11-07-2008, 01:53 PM
Join Date: Jun 2007
| | Article on MMA Underdogs
Thought some people might find it interesting/agreeable.
Fear the Underdog: A Discussion of the Versatility of Mixed Martial Arts |
Mixed martial arts, perhaps more than any other sport affords the title of the term “live underdog” to many fighters who would seemingly be outclassed—on paper—by their more internationally recognized opponent on any given night.
Don’t believe it? Try on any one of the following examples for size: Matt Serra’s utter annihilation of a man many consider to be one of the top three pound-for-pound fighters in the sport at present in Georges St-Pierre on April 7,2007 in a fight in which Serra was an 11-1 betting underdog; no less than two weeks later Gabriele “Napao” Gonzaga mentally replaced the head of—at the time—one of the most feared heavyweight strikers in the world with a heavy bag when his brutal head kick knockout of Pride superstar Mirco “Cro Cop” Filipovic sent a roar rippling through the Manchester crowd that sounded even louder amid the shocked silence of an equal number of others who couldn’t believe what they had just witnessed.
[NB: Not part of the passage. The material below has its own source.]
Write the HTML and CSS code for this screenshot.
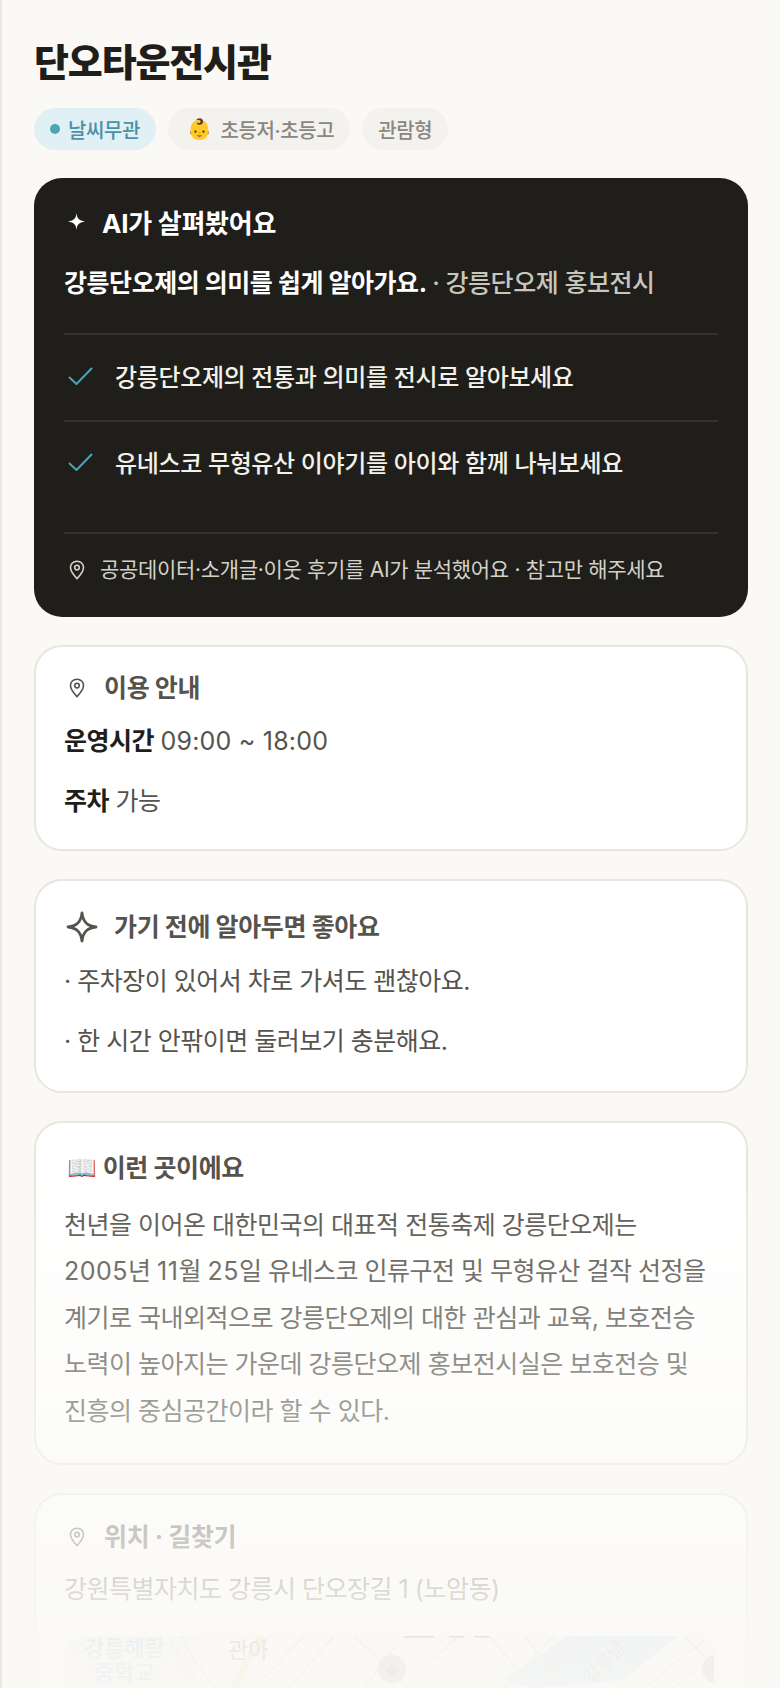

There are countless examples in MMA of the supposed underdog leaping into the limelight at the expense of their broken and distraught would-be destroyers, many of whom are left reeling in a confused, half-dazed stupor—partially the result of the concussive impacts they have sustained, but also partially due to their own shock and disappointment at their performance—long after they leave the arena.
It is poignant to point out that—while MMA fans have come to expect the unexpected—we are guilty of jumping on the bandwagons of some of these underdogs after they have overcome what was before thought of as insurmountable odds. Many even go so far as to claim that these upsets are not as great as the media would have us believe, that, in some cases, they were to be expected. Again referring to the case of one Gabriele Gonzaga, we can see that the very fans that salivated at the thought of the Brazilian being added to the impressive highlight reel of one of the sports former greats went on to discount reigning heavyweight champion Randy Couture against the very same man only four months later.
Gonzaga was thoroughly dismantled by Couture in their title match in August of 2007 at UFC 74, and he met a similar—albeit far less bloody—affair at the hands of fellow countrymen Fabricio Werdum at the beginning of this year at UFC 80 in January. Gonzaga has since rebounded with a first round submission of Justin McCully in July and looks to renew his stock in the UFC’s lacking heavyweight division against Josh Hendricks on November 15 th, however, the point remains the same.
Why is it that these MMA underdogs have had—and will continue to have, mark my words—such a better time of it than their counterparts in boxing, kickboxing, and other highly-competitive sports?
Sometimes-true clichés often come to mind as (some) fighters and fans, promoters and various media outlets cry “lucky punch!” or deny an underdog the honor of his victory by blaming his brutal dismantling, perfect timing, or solid game-planning tactics on chance. Nothing could be farther from the truth. While there is a certain element of chance going into any fight, the same degree of chance—sometimes higher—can be found in almost every major televised sport on the planet. In the end, there is little separating a knockout head kick with a rookie’s home run. Is it likely to happen again? Maybe not with the same two fighters, and maybe not with the same pairing of rookie batter and veteran pitcher, but rest assured, it will happen in one form or another.
Another equally ridiculous claim often made by some opponents of the sport as a whole is that there is little in the way of true skill possessed by either athlete going into any given MMA contest. Not only would I vehemently argue against this sentiment, but I would also go so far as to confidently say that it is a very abundance of skill, competent strategizing, and physical as well as mental preparation that lead to such shocking, mostly unforeseen results.
In MMA, versatility, not toughness, is the name of the game (though the latter wouldn’t hurt) and today’s fighters possess more than enough of both to make anything happen on any given night. Unlike boxing, MMA is the sport of fighting—or as close to it as you can get and still have state-imposed rules and regulations—and as such, the overused-yet no less verifiable paradox comes to mind; so many ways to win, so many ways to lose.
In mixed martial arts especially, keep an eye on the underdog. The labeled “favorites”—the smarts ones anyways—always do.